Одним из таких событий стала для меня встреча с отцом Виктором Салтыковым, главным героем документального фильма «Русский заповедник», протоиереем и настоятелем православного прихода в деревне Жарки Юрьевецкого района Ивановской области.
Место глухое, от шоссе отдаленное, рейсовый автобус туда не ходит, – действительно, «заповедник» у черта на куличках, однако отец Виктор – такой человек, с которым хотел познакомиться сам Эмир Кустурица, но по стечению обстоятельств они разминулись, а мне повезло, я с отцом Виктором все-таки встретился и даже побывал у него в гостях.
Здесь собрано то, что сохранили память и записная книжка.
«Я не верю в православие, я верю в человека, его масштаб и возможности» – такими торжественными и отчасти самонадеянными словами я начал свою статью об отце Викторе, но тот, прочитав, сделал замечание, не споря и не критикуя, а призывая к размышлению:
– Для меня ваша фраза звучит как «я рыба, но мне не нужна вода», – произнес отец Виктор.
И я задумался.
Многие его мысли заставляли задуматься – не закрывали горизонт категоричностью истины, а давали старт, подводили к возможности собственных суждений, открывали простор, учили самостоятельности.
Про Виктора Салтыкова я узнал из вышеупомянутого документального фильма, снятого режиссером Валерием Тимощенко.
– Ах, Жарки-Жарки, – пела в кадре маленькая девочка, едущая в телеге по тряской дороге. Из названия родной деревни она сделала песню так же легко, как заплела бы венок или покормила бы гусей.
Настроенный скептически по отношению к официальному православию, я начал смотреть фильм, полагая, что душеспасительные беседы и назидательные истории о «рабах божиих» мне скоро надоедят, как сладкий сироп, однако с удивлением и вниманием досмотрел до конца.

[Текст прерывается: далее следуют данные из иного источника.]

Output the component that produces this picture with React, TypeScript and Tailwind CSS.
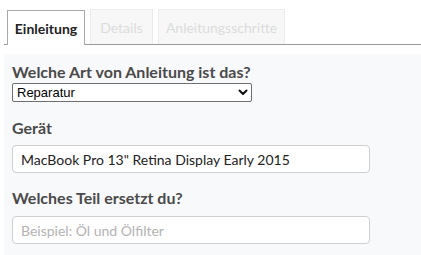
import React from 'react';

const tabs = [
  { label: 'Einleitung', active: true, w: 'w-[78px]' },
  { label: 'Details', active: false, w: 'w-[63px]' },
  { label: 'Anleitungsschritte', active: false, w: 'w-[127px]' },
];

const App: React.FC = () => {
  return (
    <div className="w-[421px] h-[255px] bg-white pl-1 pt-[9px] overflow-hidden" style={{ fontFamily: 'Lato, "Open Sans", sans-serif' }}>
      {/* tab bar */}
      <div className="flex items-end gap-[5px] pl-[3px] h-[36px] border-b border-[#9a9a9a]">
        {tabs.map(t =>
          t.active ? (
            <div
              key={t.label}
              className={`${t.w} h-[35px] -mb-px bg-white border border-b-0 border-[#a8a8a8] flex items-center justify-center text-[14px] font-bold text-[#222]`}
            >
              {t.label}
            </div>
          ) : (
            <div
              key={t.label}
              className={`${t.w} h-[35px] bg-[#f7f7f7] border border-b-0 border-[#ececec] flex items-center justify-center text-[14px] text-[#dcdcdc]`}
            >
              {t.label}
            </div>
          )
        )}
      </div>

      {/* form */}
      <div className="mt-[9px] bg-[#f8f9fa] h-[210px] pl-2 pt-2">
        <label className="block text-[16px] leading-[20px] font-bold text-[#4a4a4a]">Welche Art von Anleitung ist das?</label>
        <div className="relative mt-[1px] w-[240px] h-[19px]">
          <select
            className="appearance-none block w-full h-[19px] bg-white border border-[#6f6f6f] rounded-[2px] pl-[4px] text-[13px] leading-[17px] text-black outline-none"
            style={{ fontFamily: '"Liberation Sans", Arial, sans-serif' }}
            defaultValue="Reparatur"
          >
            <option>Reparatur</option>
            <option>Pflege</option>
            <option>Umbau</option>
          </select>
          <svg className="absolute right-[4px] top-[6px] pointer-events-none" width="10" height="7" viewBox="0 0 10 7">
            <path d="M1.5 1.5 L5 5 L8.5 1.5" fill="none" stroke="#111" strokeWidth="2" strokeLinecap="round" strokeLinejoin="round" />
          </svg>
        </div>

        <label className="block mt-[16px] text-[16px] leading-[20px] font-bold text-[#4a4a4a]">Gerät</label>
        <input
          className="block mt-[7px] w-[358px] h-[28px] bg-white border border-[#cfcfcf] rounded-[4px] px-2 text-[14px] text-[#222] outline-none"
          defaultValue={'MacBook Pro 13" Retina Display Early 2015'}
        />

        <label className="block mt-[15px] text-[16px] leading-[20px] font-bold text-[#4a4a4a]">Welches Teil ersetzt du?</label>
        <input
          className="block mt-[8px] w-[358px] h-[28px] bg-white border border-[#cfcfcf] rounded-[4px] px-2 text-[14px] text-[#222] placeholder:text-[#b3b3b3] outline-none"
          placeholder="Beispiel: Öl und Ölfilter"
        />
      </div>
    </div>
  );
};

export default App;
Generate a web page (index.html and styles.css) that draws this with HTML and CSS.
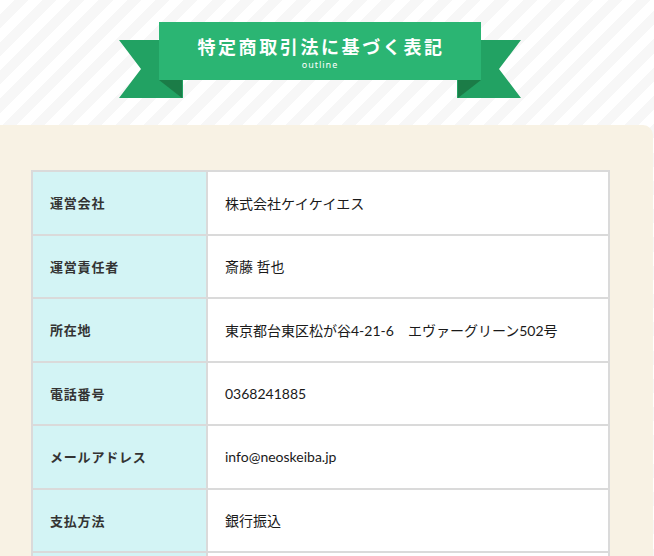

«Не надо спасать человечество – надо спасать себя», «безнравственная жизнь карается безумием», – в шлейфе этих формулировок отца Виктора я находился довольно долго. Они во мне аукались, как кони в горах – один встревоженно фыркнет из кедрача на склоне, а где-то от ручья ему ответит другой, и снова разливается безбрежная ночная тишина, к которой прислушиваешься, лежа в палатке, кутаясь в спальник…
До развала СССР Виктор Салтыков работал лесничим на Северном Кавказе.
«Бракоши там были один хуже другого – мы их ловили, они от нас отстреливались. У меня жизнь была как в американском вестерне – с погонями, засадами. А так мы, Салтыковы, – из кубанских казаков, род наш – казачий», – вспоминает отец Виктор.
О воцерковлении тогда не было и речи. Будущий священник увлекался йогой, восточными доктринами, изучал китайскую и японскую поэзию, сам пробовал сочинять в том же роде, медитировал на кромке каменистых обрывов, знал все тропинки, каждого охотника, пускал в седловину удалую лошадку…
Природа ему заменяла Бога. Он тогда поддерживал зарождавшееся в нашей стране экологическое движение, которое в конце восьмидесятых, по его выражению, было «целомудренным».
– А потом в моей жизни наступил перелом. Я понял, что человек, который ставит очистительные фильтры на заводах и предприятиях, – он не эколог, потому что тем самым он поддерживает режим, сам принцип существования этой системы. У меня был серьезный мировоззренческий кризис. Мы как сотрудники заповедника должны были отчитываться за потраченные патроны, и я, помню, сел, записал в тетрадь: «Затрачен патрон (одна штука) на отстрел лесничего (одна штука)». Потом думаю – нет, стреляться негоже… А я знал место, где точно бракоши будут, и даже знал примерно, когда они могут там оказаться. Решил – поеду и подвернусь под пулю, была ни была, но Бог не допустил. Я нашел в себе силы побороть свою слабость и стал священником, нашел себя в этом.
В сорок два года, на пике формы – вроде самая зрелость, – продолжает отец Виктор, – я думал, что моя жизнь закончена, а оказалось, она еще даже и не начиналась. Я раньше читал поэзию, классическую литературу, а теперь беру только духовные книги.
– И стихов не пишете?
– «Я бессловесен», – улыбнулся священник, ответив строчкой одного из прошлых своих стихотворений, написанного в жанре китайской лирики. – Зачем баян, когда есть кадило?
Редкое дело – сколько я ни общался с отцом Виктором, в его нравоучительных суждениях мне не было тесно, потому что за ними я видел не догму, а живое размышление, опыт и чувство. В них не было отвлеченности и дешевой однозначности, которые обычно больше всего и отталкивают в подобного рода сентенциях.